Personal information
- Born: 3 December 1948 Vågå Municipality, Norway
- Died: 9 October 1995 (aged 46)

Sport
- Sport: Para cross-country skiing Paralympic athletics

Medal record
Representing Norway
Winter Paralympics
Para cross-country skiing
| Gold medal – first place | 1976 Ornskoldsvik | 10km B |
| Silver medal – second place | 1976 Ornskoldsvik | 5km B |
| Silver medal – second place | 1976 Ornskoldsvik | 3x5km relay A-B |
Summer Paralympics
Paralympic athletics
| Gold medal – first place | 1976 Toronto | 100m B |
| Gold medal – first place | 1976 Toronto | Long jump B |

= Reidun Laengen =

Norwegian cross-country skier

Reidun Berit Laengen (3 December 1948 – 9 October 1995) was a visually impaired Norwegian Paralympic athlete.

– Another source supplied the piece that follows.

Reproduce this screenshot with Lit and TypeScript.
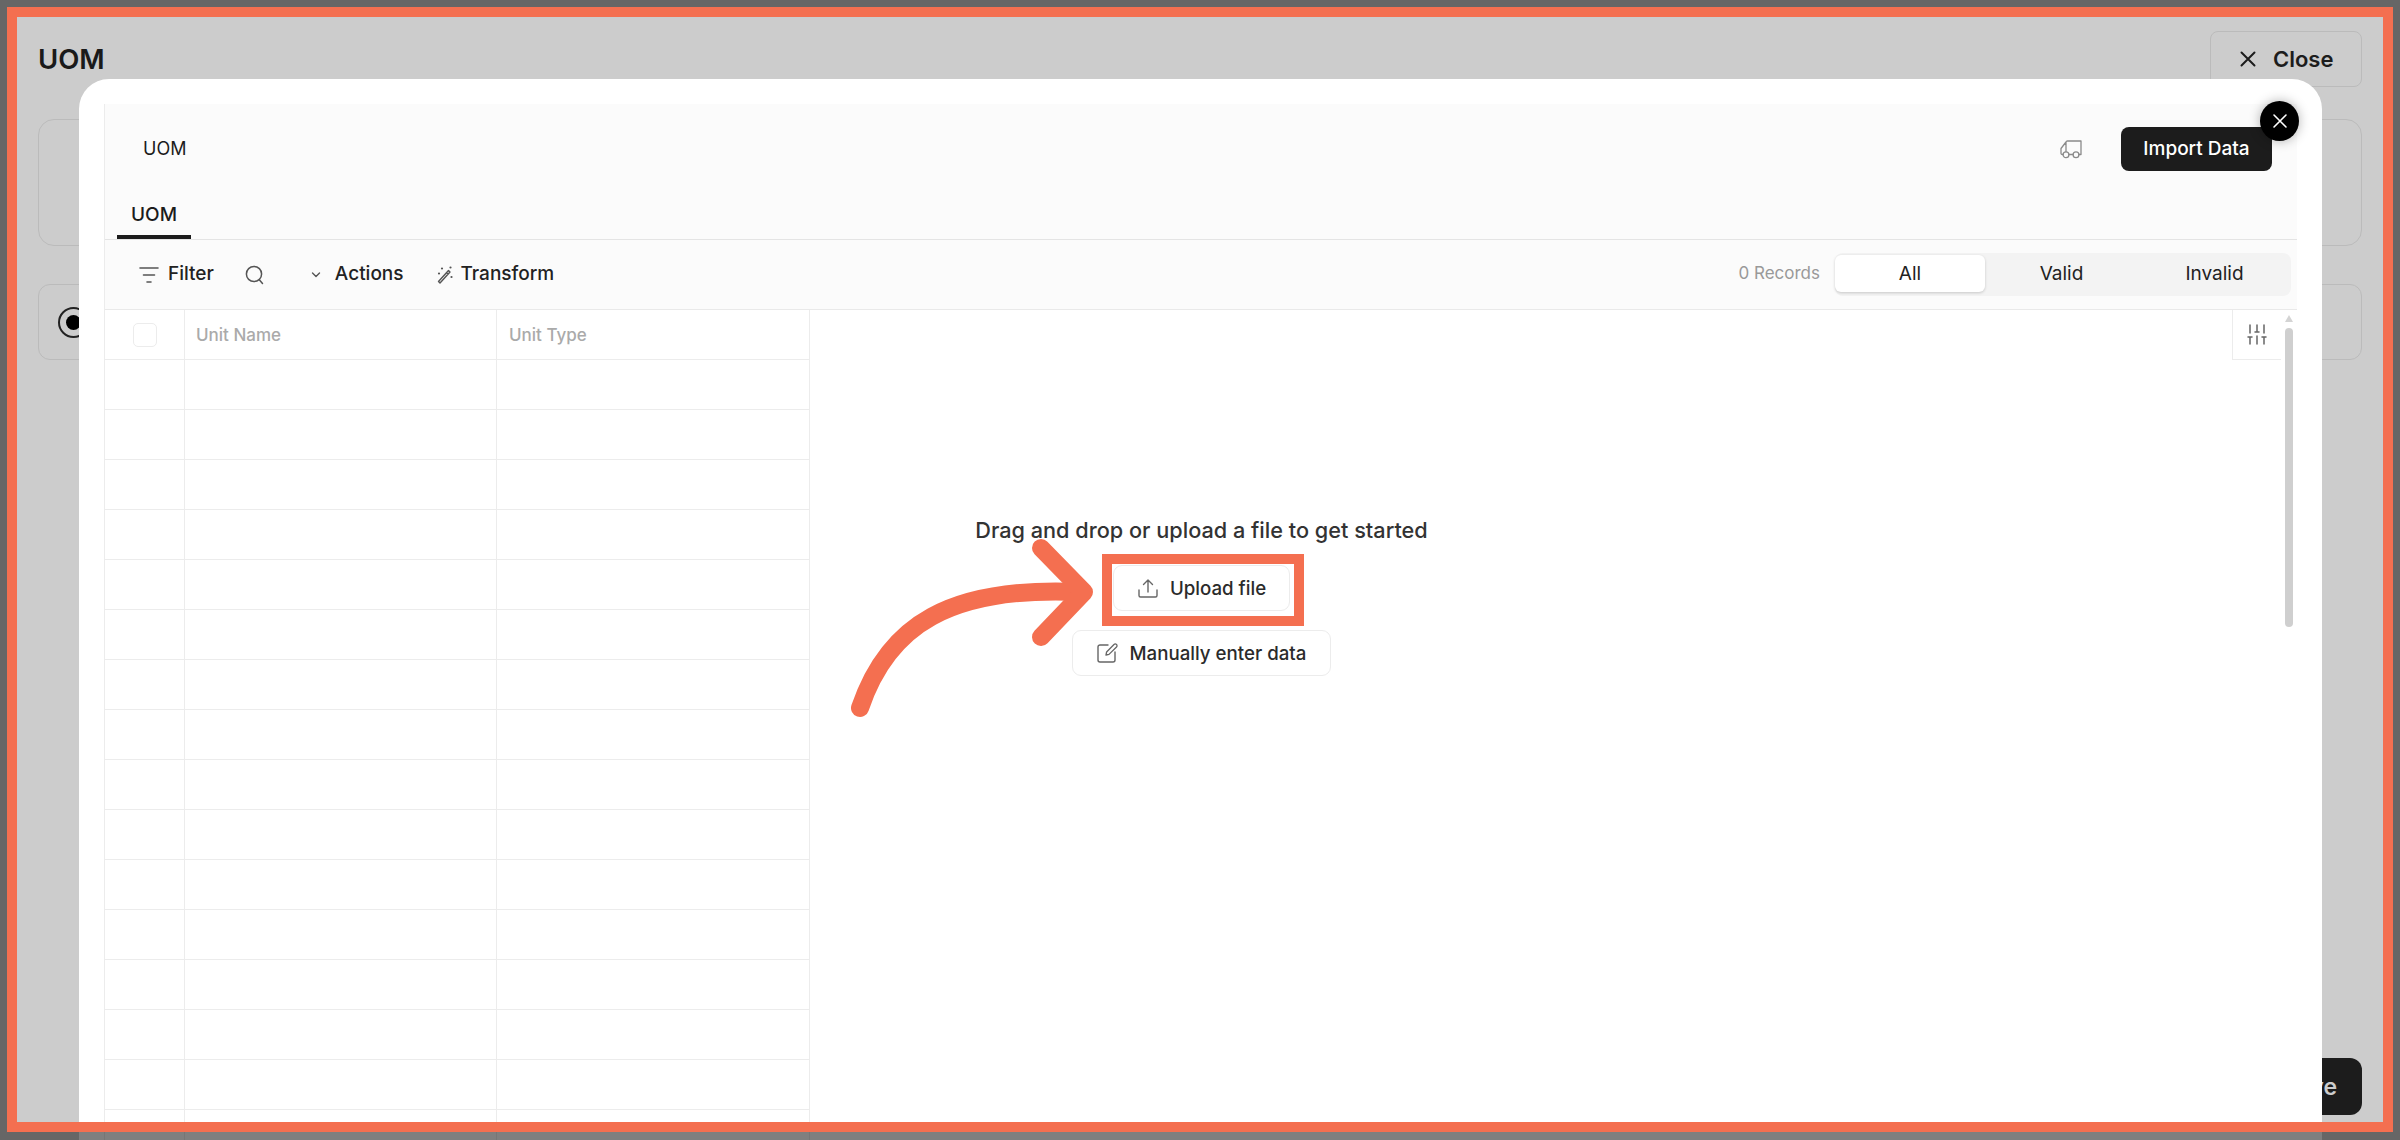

She competed in cross-country skiing in the Paralympic Winter Games and athletics in the Paralympic Summer Games. She has a total of 3 golds and two silver medals .

== Career ==
At the 1976 Paralympic Winter Games, she won a gold medal in cross-country skiing 10 kilometers B, silver medal in cross-country skiing, 5 kilometers B, and silver medal in cross-country skiing, 3 x 5 km relay (together with Aud Grundvik and Aud Berntsen ).

At the 1976 Paralympic Summer Games, she won two gold medals in 100 meters B, and long jump B.